Site Meter

Tuesday, April 24, 2012

Commenting on Drum

No one reads "Robert Comments" so I will post a comment here. Many more over there.


Drum writes that Nobody Really Cares About Political Predictions

most pundits don't really care if they're right. It's not like they have any money riding on their predictions, after all. But predictions stir the pot, and unusual predictions stir the pot even more.



Wonderful post. I absolutely agree with you and Waldman. There is a very low penalty for confidently made grossly wrong predictions. I have some thoughts.



First evaluating pundits has become much easier than it was. Now a google search will get you part of the way there, then (when you worked in high tech) one had to get ink on one's fingers leafing through old newspapers. So there has been a ranking of pundit prognostication. The results included the unsurprising facts that Krugman was much better than the others and that many pundits did worse than a flipped coin.

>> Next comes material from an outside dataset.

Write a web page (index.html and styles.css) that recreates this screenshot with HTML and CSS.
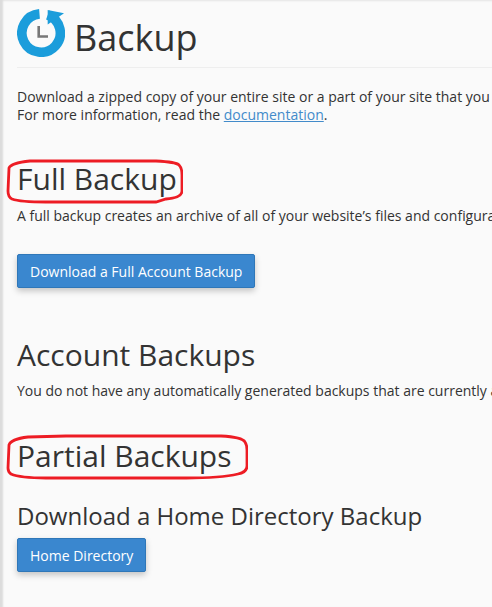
FILE: index.html
```html
<!DOCTYPE html>
<html lang="en">
<head>
<meta charset="utf-8">
<title>Backup</title>
<link rel="stylesheet" href="styles.css">
</head>
<body>
<main class="page">
  <header class="title-bar">
    <svg class="logo" viewBox="0 0 48 48" width="48" height="48" aria-hidden="true">
      <path d="M22.5 4.9 A19.2 19.2 0 1 0 30.7 6" fill="none" stroke="#1b9ddb" stroke-width="9.6"/>
      <path d="M30.7 1 L47 4.3 L30.7 15.5 Z" fill="#1b9ddb"/>
      <path d="M21.7 17 V27.5 H31" fill="none" stroke="#777" stroke-width="2.6"/>
    </svg>
    <h1 class="page-title">Backup</h1>
  </header>
  <p class="intro">Download a zipped copy of your entire site or a part of your site that you can save to your computer.<br>For more information, read the <a href="#">documentation</a>.</p>

  <section class="section-full">
    <h2 class="heading">Full Backup</h2>
    <svg class="ring ring-full" viewBox="0 0 177 45" width="177" height="45" aria-hidden="true"><path d="M3 9 Q5 4 24 2 L150 2 Q170 3 173 6 Q176 9 176 16 V32 Q176 39 160 40 L150 43 H40 Q14 43 6 40 Q2 38 2 32 Z" fill="none" stroke="#ed1c24" stroke-width="2.8"/></svg>
    <p class="text">A full backup creates an archive of all of your website’s files and configuration settings.</p>
    <a class="btn" href="#">Download a Full Account Backup</a>
  </section>

  <section class="section-account">
    <h2 class="heading">Account Backups</h2>
    <p class="text">You do not have any automatically generated backups that are currently available.</p>
  </section>

  <section class="section-partial">
    <h2 class="heading">Partial Backups</h2>
    <svg class="ring ring-partial" viewBox="0 0 242 46" width="242" height="46" aria-hidden="true"><path d="M3 11 Q5 5 22 3 L60 2 H215 Q236 3 239 8 Q241 11 241 16 V32 Q241 38 232 40 Q215 44 180 44 H40 Q14 44 5 40 Q2 38 2 34 Z" fill="none" stroke="#ed1c24" stroke-width="2.8"/></svg>
    <h3 class="subheading">Download a Home Directory Backup</h3>
    <a class="btn" href="#">Home Directory</a>
  </section>
</main>
</body>
</html>
```
FILE: styles.css
```css
html, body {
  margin: 0;
  height: 100%;
  overflow: hidden;
}
body {
  background: #fafafa;
  color: #333;
  font-family: "Open Sans", sans-serif;
  font-size: 14px;
  line-height: 18px;
}
.page {
  height: 607px;
  box-sizing: border-box;
  padding: 0 0 0 17px;
  overflow: hidden;
  box-shadow: inset 4px 0 2px -1px #dcdcdc, inset 0 2px 2px -1px #e4e4e4;
}
.title-bar {
  display: flex;
  align-items: center;
  gap: 9px;
  height: 67px;
  border-bottom: 1px solid #eeeeee;
}
.logo {
  flex: none;
  margin-top: -2px;
}
.page-title {
  margin: 0;
  font-size: 36px;
  font-weight: 400;
  line-height: 44px;
  position: relative;
  top: 4px;
}
.intro, .text {
  margin: 0;
  white-space: nowrap;
}
.intro {
  margin-top: 20px;
}
a {
  color: #428bca;
}
.section-full {
  position: relative;
  margin-top: 37px;
}
.heading {
  margin: 0;
  font-size: 30px;
  font-weight: 400;
  line-height: 36px;
}
.subheading {
  margin: 27px 0 0;
  font-size: 24px;
  font-weight: 400;
  line-height: 29px;
}
.ring {
  position: absolute;
  left: -11px;
}
.ring-full {
  top: -2px;
}
.ring-partial {
  top: -4px;
}
.btn {
  display: inline-block;
  box-sizing: border-box;
  padding: 8px 12px;
  height: 34px;
  background: #3a87cf;
  border: 1px solid #2f77b8;
  border-radius: 2px;
  color: #fff;
  text-decoration: none;
  font-size: 14px;
  line-height: 17px;
  box-shadow: 0 3px 6px rgba(0,0,0,.22);
}
.section-full .text {
  margin-top: 10px;
}
.section-full .btn {
  margin-top: 29px;
}
.section-account {
  margin-top: 49px;
}
.section-account .text {
  margin-top: 9px;
}
.section-partial {
  position: relative;
  margin-top: 38px;
}
.section-partial .btn {
  margin-top: 8px;
}
```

http://prorevnews.blogspot.it/2011/05/krugman-rated-best-pundit.html


The fact is that someone has an incentive to meta-analyse pundits (people have incentives to find something new to write about -- they aren't all like you with ideas about everything). Watch out.

A) I will never make another forecasts (after the one I just made).


But no one (except, of course, for Krugman who linked to the study) cares.


In fact, I think pundits are rewarded for making firm predictions. I also fear that predictable predictions are favored by cable gab fest bookers. This doesn't just lead to bad predictions but to boring TV.


I think the really alarming thing is that your argument applies to matters where good predictions matter more than the horse race -- predicting that Clinton tax increases would cause a slump and Bush tax cuts a boom has not been punished at all. Yes elections are important, but forecasting them isn't. Forecasting the effects of policy is very important. But the situation is even worse as there isn't a moment of truth.


It's not just the future. Getting facts wrong is allowed. But before despairing I return to my first point. The web has made things better. The incorrect predictions are on the web. Hords of bloggers remind each other of them. Bloggers don't have tenure as I do and columnists almost do. I don't predict that the current pathologies will last, or that things will improve, since (see A above -- I can't repeat it -- that would be a prediction).

2 comments:

chrismealy said...

I read your comments. You should keep them on the regular blog though. Nobody should have more than one blog.

Robert said...

Oh Christ I have five blogs (one of which has two posts ever and the other which has none for years).

I just put two comments over there, before reading your comment here. OK comments here.